Het was zijn collega’s opgevallen dat wat zij als asset managers doen eigenlijk best wel lijkt op wat sporters doen, of meer in het algemeen: asset management lijkt op wat je met een lichaam doet om het gezond te houden – fit for purpose. Je wilt dan bijvoorbeeld faalmechanismen opsporen en voorkomen. Dingen die kunnen scheuren of breken bijvoorbeeld, door een plotselinge grotere impact of door herhaalde kleinere. De conditie wordt door allerlei factoren bepaald, waaronder het materiaal, de omgeving en de bedrijfsvoering. Dat materiaal degradeert, het wordt brosser, en gaat uiteindelijk, na een bepaalde levensduur en afhankelijk van de belasting, onherroepelijk stuk. Die time to failure duurt natuurlijk liefst zo lang mogelijk.
Dit soort ‘haakjes’ tussen asset management en fitheid vormden de aanleiding voor mijn onderdeel, om zo een brug te slaan tussen het werkende leven en de sport van de afscheidnemer. Ik werd er al een tijd geleden voor gevraagd en ik moest even wennen aan het idee, maar ik werd al gauw enthousiast, want inderdaad: het lijkt eigenlijk frappant veel op elkaar.
Zo is het in beide gevallen moeilijk om er precies achter te komen hoe het er met de fitheid voorstaat: van de asset health index weet je niet alles wat je zou willen weten. Ik heb gister aan het begin van mijn praatje laten zien dat daar geen vastomlijnde definitie van is en dat de criteria ervoor die je wel vindt op internet nogal willekeurig zijn.
Er is bijvoorbeeld een lijst van criteria die zegt dat je als veertiger met gestrekte benen met je handen je tenen moet kunnen aanraken. De willekeur daarvan heeft deze vijftiger gedemonstreerd door haar handen plat op de grond te leggen, zoals op de foto hiernaast.
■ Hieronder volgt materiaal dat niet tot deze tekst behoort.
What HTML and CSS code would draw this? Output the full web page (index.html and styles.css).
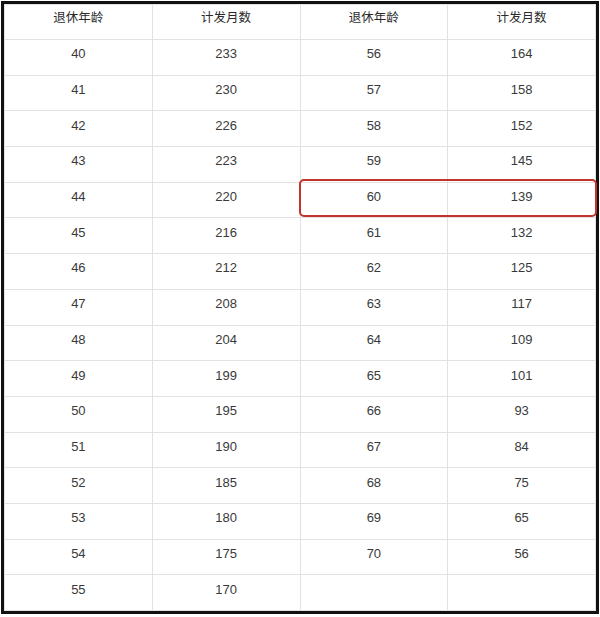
FILE: index.html
```html
<!DOCTYPE html>
<html lang="zh">
<head>
<meta charset="utf-8">
<link rel="stylesheet" href="styles.css">
</head>
<body>
<div class="frame">
  <table class="pension">
    <thead>
      <tr><th>退休年龄</th><th>计发月数</th><th>退休年龄</th><th>计发月数</th></tr>
    </thead>
    <tbody>
      <tr><td>40</td><td>233</td><td>56</td><td>164</td></tr>
      <tr><td>41</td><td>230</td><td>57</td><td>158</td></tr>
      <tr><td>42</td><td>226</td><td>58</td><td>152</td></tr>
      <tr><td>43</td><td>223</td><td>59</td><td>145</td></tr>
      <tr><td>44</td><td>220</td><td>60</td><td>139</td></tr>
      <tr><td>45</td><td>216</td><td>61</td><td>132</td></tr>
      <tr><td>46</td><td>212</td><td>62</td><td>125</td></tr>
      <tr><td>47</td><td>208</td><td>63</td><td>117</td></tr>
      <tr><td>48</td><td>204</td><td>64</td><td>109</td></tr>
      <tr><td>49</td><td>199</td><td>65</td><td>101</td></tr>
      <tr><td>50</td><td>195</td><td>66</td><td>93</td></tr>
      <tr><td>51</td><td>190</td><td>67</td><td>84</td></tr>
      <tr><td>52</td><td>185</td><td>68</td><td>75</td></tr>
      <tr><td>53</td><td>180</td><td>69</td><td>65</td></tr>
      <tr><td>54</td><td>175</td><td>70</td><td>56</td></tr>
      <tr><td>55</td><td>170</td><td></td><td></td></tr>
    </tbody>
  </table>
  <div class="highlight"></div>
</div>
</body>
</html>
```

FILE: styles.css
```css
html, body {
  margin: 0;
  padding: 0;
  background: #ffffff;
}

body {
  font-family: "Liberation Sans", "Noto Sans CJK SC", sans-serif;
  color: #333333;
}

.frame {
  position: relative;
  margin: 1px 0 0 1px;
  width: 592px;
  height: 607px;
  border: 3px solid #111111;
}

.pension {
  width: 592px;
  height: 607px;
  border-collapse: collapse;
  table-layout: fixed;
}

.pension th,
.pension td {
  border: 1px solid #e2e2e2;
  text-align: center;
  vertical-align: middle;
  font-size: 13px;
  padding: 0;
}

.pension th {
  font-family: "Noto Sans CJK SC", sans-serif;
  font-weight: normal;
  font-size: 12.5px;
  color: #2a2a2a;
  height: 23px;
  padding-bottom: 11px;
}

.pension td {
  color: #3a3a3a;
  padding-bottom: 7px;
}

.highlight {
  position: absolute;
  left: 295px;
  top: 175px;
  width: 298px;
  height: 38px;
  box-sizing: border-box;
  border: 2.5px solid #c0342c;
  border-radius: 5px;
}
```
Ben ik zo fit? Welnee, ik heb de daarvoor benodigde lenigheid van mijn vader geërfd – dat is mijn materiaal.
Aan je materiaal en je omgeving kun je niet zo veel doen, maar aan je bedrijfsvoering wel. Dat heb ik de ongeveer honderd aanwezigen dus laten nagaan: hoe staat het eigenlijk met jouw bedrijfsvoering, als beïnvloedbaar onderdeel van je asset health management? Ik had daarvoor in overleg met twee asset managers een scoreformulier met vragen bedacht en een oefening. Die deden het hartstikke goed: ik hoorde lekker gedruis – sommige vragen riepen duidelijk veel op, ik zag fraaie uitvoeringen van de oefening én er werd gelachen.
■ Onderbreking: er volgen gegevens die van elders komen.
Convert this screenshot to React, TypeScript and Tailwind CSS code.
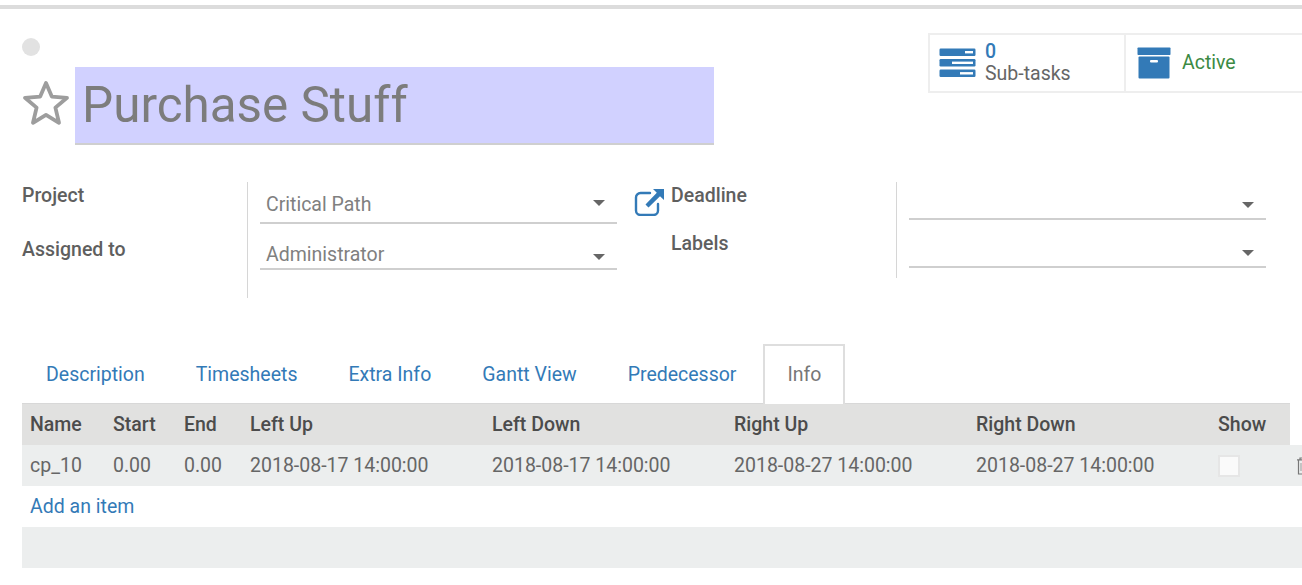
import React from 'react';

const StarIcon = () => (
  <svg width="48" height="46" viewBox="0 0 48 46" className="shrink-0 mb-[6px]">
    <path
      d="M24 3L29.8 16.6L45 17.8L33.4 27.6L37 42.8L24 34.8L11 42.8L14.6 27.6L3 17.8L18.2 16.6Z"
      fill="none"
      stroke="#9d9d9d"
      strokeWidth="3.8"
      strokeLinejoin="round"
    />
  </svg>
);

const TasksIcon = () => (
  <svg width="37" height="30" viewBox="0 0 37 30" className="shrink-0">
    <rect x="0.5" y="0.5" width="36" height="7.5" rx="1.2" fill="#337ab7" />
    <rect x="26" y="3" width="8" height="2.4" fill="#fff" />
    <rect x="0.5" y="11" width="36" height="7.5" rx="1.2" fill="#337ab7" />
    <rect x="13" y="13.6" width="21" height="2.4" fill="#fff" />
    <rect x="0.5" y="21.5" width="36" height="7.5" rx="1.2" fill="#337ab7" />
    <rect x="21" y="24.1" width="13" height="2.4" fill="#fff" />
  </svg>
);

const ArchiveIcon = () => (
  <svg width="34" height="32" viewBox="0 0 34 32" className="shrink-0">
    <rect x="0.5" y="0.5" width="33" height="7.5" rx="0.8" fill="#337ab7" />
    <rect x="1.5" y="9.5" width="31" height="22" rx="1" fill="#337ab7" />
    <rect x="13" y="13" width="8" height="2.6" rx="1" fill="#fff" />
  </svg>
);

const ExternalIcon = () => (
  <svg width="32" height="28" viewBox="0 0 32 28" className="shrink-0">
    <path
      d="M16 5H6.5A4.5 4.5 0 0 0 2 9.5V22.5A4.5 4.5 0 0 0 6.5 27H19.5A4.5 4.5 0 0 0 24 22.5V16"
      fill="none"
      stroke="#337ab7"
      strokeWidth="2.4"
      strokeLinecap="round"
    />
    <path d="M19 1H30V12L26 8.2L14.5 19.5L11.5 16.5L22.8 4.8Z" fill="#337ab7" />
  </svg>
);

const TrashIcon = () => (
  <svg width="10" height="18" viewBox="0 0 10 18" className="shrink-0">
    <path d="M0 2.8H10M3 2.8V1H7V2.8M1.5 2.8V17H10" fill="none" stroke="#777" strokeWidth="1.2" />
    <path d="M4 6V14M7 6V14" stroke="#999" strokeWidth="1" />
  </svg>
);

function SelectField({ value, className, caretClass }: { value?: string; className: string; caretClass: string }) {
  return (
    <div className={`flex items-center justify-between border-b-2 border-[#cfcfcf] pl-[6px] pr-[12px] ${className}`}>
      <span className="mt-[4px] text-[19.5px] leading-[28px] text-[#808080]">{value}</span>
      <span className={`w-0 h-0 border-x-[6px] border-x-transparent border-t-[6px] border-t-[#666] ${caretClass}`} />
    </div>
  );
}

const TABS = ['Description', 'Timesheets', 'Extra Info', 'Gantt View', 'Predecessor'];
const COLUMNS = ['Name', 'Start', 'End', 'Left Up', 'Left Down', 'Right Up', 'Right Down', 'Show'];
const ROW = ['cp_10', '0.00', '0.00', '2018-08-17 14:00:00', '2018-08-17 14:00:00', '2018-08-27 14:00:00', '2018-08-27 14:00:00'];

export default function App() {
  return (
    <div
      className="w-[1302px] h-[585px] overflow-hidden bg-white"
      style={{ fontFamily: 'Roboto, "Liberation Sans", sans-serif' }}
    >
      <div className="pt-[5px]">
        <div className="h-[4px] bg-[#dcdcdc]" />
      </div>

      {/* Header */}
      <div className="flex justify-between h-[136px] pl-[22px]">
        <div className="pt-[29px]">
          <div className="w-[18px] h-[18px] rounded-full bg-[#e2e2e2]" />
          <div className="flex items-center mt-[11px]">
            <StarIcon />
            <div className="ml-[5px] w-[639px] h-[78px] bg-[#d1d1ff] border-b-2 border-[#cfcfcf] pl-[7px] text-[49.4px] leading-[76px] text-[#7c7c7c]">
              Purchase Stuff
            </div>
          </div>
        </div>
        <div className="flex pt-[24px] w-[374px]">
          <div className="flex items-center w-[198px] h-[60px] border-2 border-[#eeeeee] pl-[9px]">
            <TasksIcon />
            <div className="ml-[9px]">
              <div className="text-[19.5px] leading-[20px] font-medium text-[#337ab7]">0</div>
              <div className="text-[19.5px] leading-[23px] text-[#666]">Sub-tasks</div>
            </div>
          </div>
          <div className="flex flex-1 items-center h-[60px] border-2 border-x-0 border-[#eeeeee] pl-[11px]">
            <ArchiveIcon />
            <span className="ml-[11px] text-[19.5px] text-[#3c8a44]">Active</span>
          </div>
        </div>
      </div>

      {/* Form */}
      <div className="flex pt-[37px] pl-[22px] h-[199px]">
        <div className="w-[225px] h-[116px] flex flex-col pt-[1px] text-[19.5px] font-medium text-[#5f5f5f]">
          <div className="h-[54px] leading-[26px]">Project</div>
          <div className="leading-[26px]">Assigned to</div>
        </div>
        <div className="w-[370px] h-[116px] border-l border-[#d6d6d6] pl-[12px] pt-[8px]">
          <SelectField value="Critical Path" className="w-[357px] h-[34px] pb-[6px]" caretClass="" />
          <SelectField value="Administrator" className="w-[357px] h-[46px] pt-[13px]" caretClass="mt-[9px]" />
        </div>
        <div className="w-[36px] pt-[6px] ml-[17px] mr-[-17px]">
          <ExternalIcon />
        </div>
        <div className="w-[225px] ml-[18px] h-[96px] pt-[1px] text-[19.5px] font-medium text-[#5f5f5f]">
          <div className="h-[48px] leading-[26px]">Deadline</div>
          <div className="leading-[26px]">Labels</div>
        </div>
        <div className="h-[96px] border-l border-[#d6d6d6] pl-[12px]">
          <SelectField className="w-[357px] h-[38px]" caretClass="mt-[10px]" />
          <SelectField className="w-[357px] h-[48px]" caretClass="mt-[20px]" />
        </div>
      </div>

      {/* Tabs */}
      <div className="flex gap-[3px] pl-[22px] h-[59px] text-[19.5px]">
        {TABS.map((tab) => (
          <div key={tab} className="px-[24px] pt-[16px] text-[#337ab7]">{tab}</div>
        ))}
        <div className="relative z-10 px-[22px] pt-[14px] border-2 border-b-0 border-[#dedede] h-[60px] bg-white text-[#777]">Info</div>
      </div>

      {/* Table */}
      <div className="pl-[22px] text-[19.5px]">
        <div className="grid grid-cols-[83px_71px_66px_242px_242px_242px_242px_80px] w-[1268px] h-[42px] items-center border-t border-[#d8d8d8] bg-[#e1e1e0] font-medium text-[#4c4c4c]">
          {COLUMNS.map((col) => (
            <div key={col} className="pl-[8px]">{col}</div>
          ))}
        </div>
        <div className="grid grid-cols-[83px_71px_66px_242px_242px_242px_242px_80px_1fr] h-[41px] items-center bg-[#eceeee] pt-[1px] text-[#666]">
          {ROW.map((cell, i) => (
            <div key={i} className="pl-[8px]">{cell}</div>
          ))}
          <div className="pl-[8px]">
            <div className="w-[22px] h-[22px] border-2 border-[#e6e6e6] bg-[#fafafa]" />
          </div>
          <div className="pl-[7px]">
            <TrashIcon />
          </div>
        </div>
        <div className="h-[41px] pl-[8px] leading-[41px] text-[#337ab7]">Add an item</div>
        <div className="h-[41px] bg-[#eceeee]" />
      </div>
    </div>
  );
}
Dat lachen was zeker mijn bedoeling, en daarnaast wilde ik de aanwezigen aanzetten tot nadenken over wat ‘fit’ voor henzelf betekent en in hoeverre ze aan hun eigen norm daarvoor voldoen. Ik heb het zelf met veel plezier gedaan, het was verder ook een interessante en gezellige middag.
Sportkunstenaar in bedrijf, hopelijk wordt dat vervolgd!